We don't like Massachusetts healthcare plan, and we aren't convinced one way or the other that Mitt Romney is the right choice for the GOP's nomination.

But we can't help but note that Romney seems to have a very powerful adversary — the Wall Street Journal's influential editorial division — who seems to go out of its way to create linkage between Romneycare and Obamacare.

In today's editorial they take new figures about the state of healthcare access and affordability in Massachusetts and use it to warn that Obamacare will reek similar havoc.

Massachusetts health regulators also estimate that emergency room visits jumped 9% between 2004 and 2008, in part due to the lack of routine access to providers. The Romney-Obama theory was that if everyone is insured by the government, costs would fall by squeezing out uncompensated care. Yet emergency medicine accounts for only 2% of all national health spending.  

Another notable finding in the Medical Society survey is the provider flight from government health care. Merely 43% of internists and 56% of family physicians accept Commonwealth Care, the heavily subsidized middle-class insurance program. The same respective figures are 53% and 62% for price-controlled Medicaid. Government health insurance may be great, but not if it can't buy actual health care.
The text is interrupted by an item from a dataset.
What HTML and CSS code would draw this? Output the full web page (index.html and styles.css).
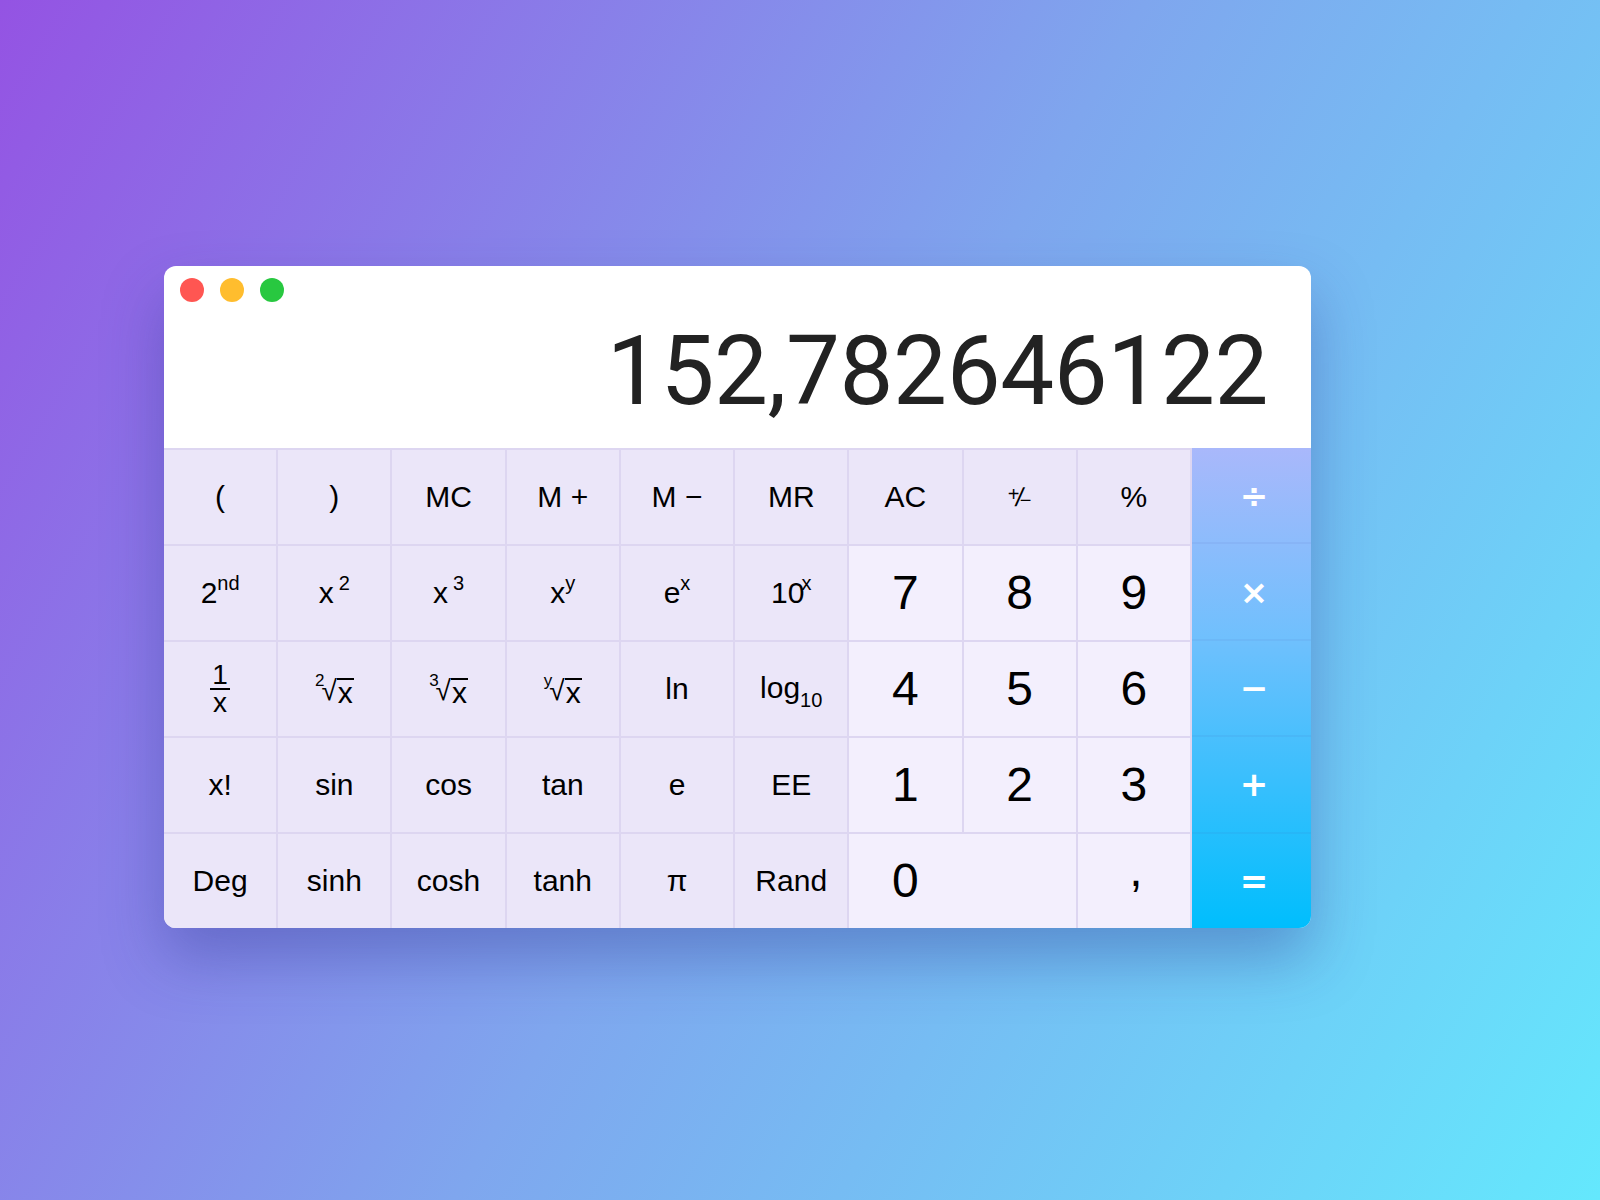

There are a few outlets that can be deadly adversaries in a Republican primary, like Fox News or Redstate, and Romney seems to have found a prime obstacle in his path in the form of the WSJ ed board.  

That's not to say that this opposition will necessarily derail Romney's candidacy, but he is going to have to find a way to woo the WSJ ed board back to his corner, or at least convince them there are significant enough differences between his plan and Obamacare.  

How he handles that could end up defining his candidacy, much as McCain's immigration stance shaped his primary bid.